The crispy top is created by a meringue rising to the top, which is created by creaming the butter and molasses for a long time, and mixing the eggs for a long time with the creamed molasses. Some websites say that molasses or brown sugar are too moist to create that crispy top – I disagree. If you beat it for long enough, then the crispy top will form and you also get more depth of flavour as well as slightly more healthiness. Mixing sugar is also a good idea – try demerara sugar and molasses. The molasses give a rich flavour, and the demerara sugar gives a caramel flavour.
The cake-likeness of the brownies is due to using less flour (only 60 grams).
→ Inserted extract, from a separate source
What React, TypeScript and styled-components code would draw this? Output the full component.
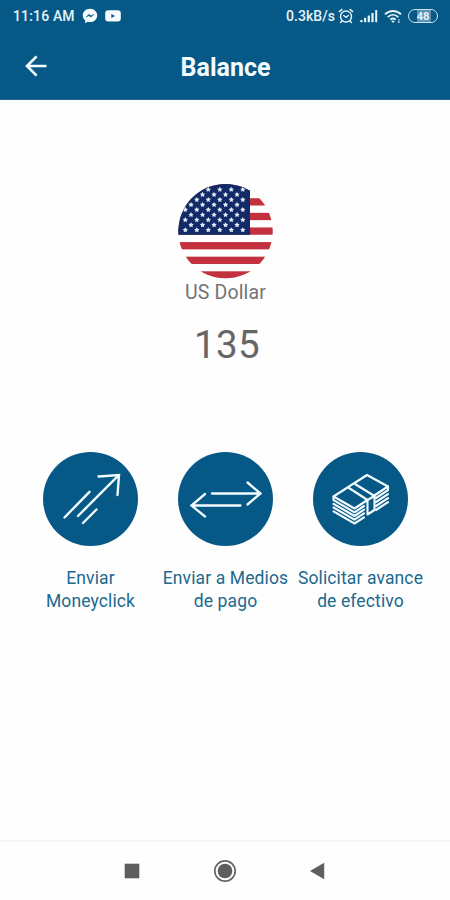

There’s also a lot of butter – because using cacao powder instead of melted chocolate means the brownie is less moist – so needs more butter. Also: TIP – bring the butter and eggs to room temperature because that makes them easier to incorporate into the mixture.
- 115 grams of butter
- 248 grams of molasses (i personally don’t like brownies really sweet, so if I were to sub normal sugar (which is sweeter) then I would decrease the amount)
- 1 teaspoon of vanilla extract
- 2 eggs (normal)
- 60 grams of spelt flour
- 6 tablespoons of cacao powder
- 1/4 teaspoon of baking powder
- 1/4 teaspoon of salt
- 60 grams chopped walnuts
- In a deep mixing bowl, cream butter and molasses for 6-10 minutes until the mixture is fluffy.
- Add eggs, vanilla extract and mix for 5 minutes.
- If using spelt, sift twice.
- Whisk flour, cacao powder, salt, baking powder and walnuts in another bowl.
- Add the dry mixture and mix until just combined. Do not overmix.
- Put in a 23cm square baking tin. Bake for 20-25 minutes, until the brownie pulls away from the tin edges.
- Either let cool and then cut (by which point the top will have hardened) or eat warm. Or both!
Note: Yes they are healthier (not much but still healthier) but I’ve tested them on many people with normal taste buds – and they adored them!